Por que razão há tantas referências aos ossos, inclusive nas artes, como o grande romance de Pedro Nava, Baú de Ossos; ou a novela de 1973, Os Ossos do Barão, com os ótimos e saudosos Paulo Gracindo e Bibi Vogel; no cinema com vários títulos, entre eles, O Colecionador de Ossos, do ano de 2000, com os excelentes Angelina Jolie, Denzel Washington e Queen Latifah?

Para responder a essa questão, talvez se devesse avaliar que o que sustenta o corpo dos animais vertebrados é um conjunto desses elementos a formar o nosso esqueleto, ao redor do qual se encontra a musculatura. Usando os ossos como alavanca, esse conjunto harmônico facilita o deslocamento e a sustentação do corpo. No caso das PcD, com atrofia muscular dos membros inferiores, como em inúmeros casos provocados pela poliomielite, ou paralisia infantil, a estrutura pode se tornar um amontoado de peças sem a devida elasticidade ou força necessária para o caminhar de forma natural. Por isso tantos desequilíbrios, tantas quedas e a quase impossibilidade de uma marcha mais rápida, ou mais aprumada, por exemplo. Então a resposta, pode-se intuir que, em parte e de maneira figurativa, seja uma alusão ao amparo do indivíduo, tanto físico, quanto espiritual, sem o qual, como nas deficiências mais severas, o corpo não se sustentaria.
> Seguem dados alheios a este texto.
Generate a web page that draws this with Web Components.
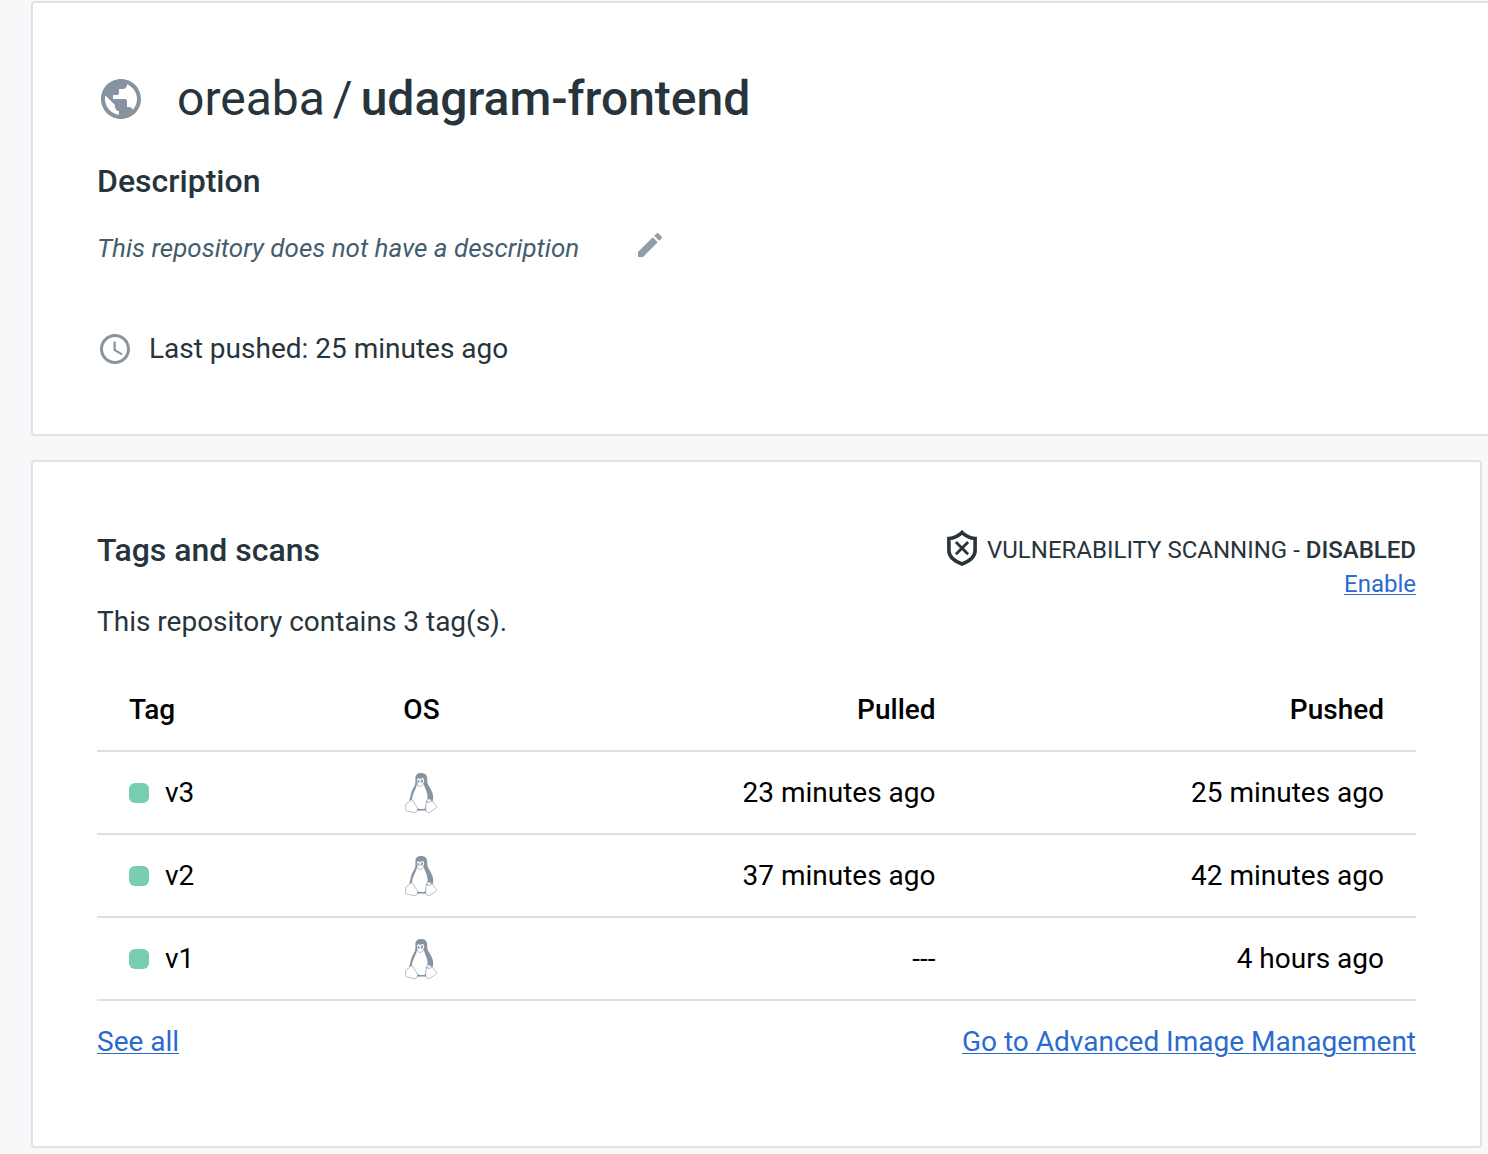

Sobre esse tema, ainda se pode observar também uma cacofonia, como em alguns nomes de estrangeiros que, em seus países de origem são comuns, mas para nós, guardiães da “última flor do lácio, inculta e bela”, cantada no belo soneto de Olavo Bilac, soariam quase como uma afronta ou agressão.

Algumas vezes ouvi um senhor que prestava serviço em casa de um amigo a expressão “– Ôh! Sô Montezuma, do que o senhor precisa?”.

Claro que com aquele bom sotaque mineiro, um pouco arrastado, o que chegava aos ouvidos era “Osso Montezuma…”, causando largos risos.

E não poderia ainda esquecer do bom samba de Almir De Souza Serra e Adalto Magalhaes Gavião, Corda no Pescoço, lançado em 1988 pela grande madrinha Beth Carvalho:

“… É o dito popular
Deixa a carne e rói o osso…”

Ou, também importante, as queixas daqueles que por razões distintas se sentem distantes das oportunidades de desenvolvimento, de sucesso, ou de fruir o resultado do próprio trabalho. O que se pode observar, no caso de tantas dificuldades pelas quais um número importante de pessoas passa, especialmente PcD, é que, apesar de todo o esforço, “tá osso!”.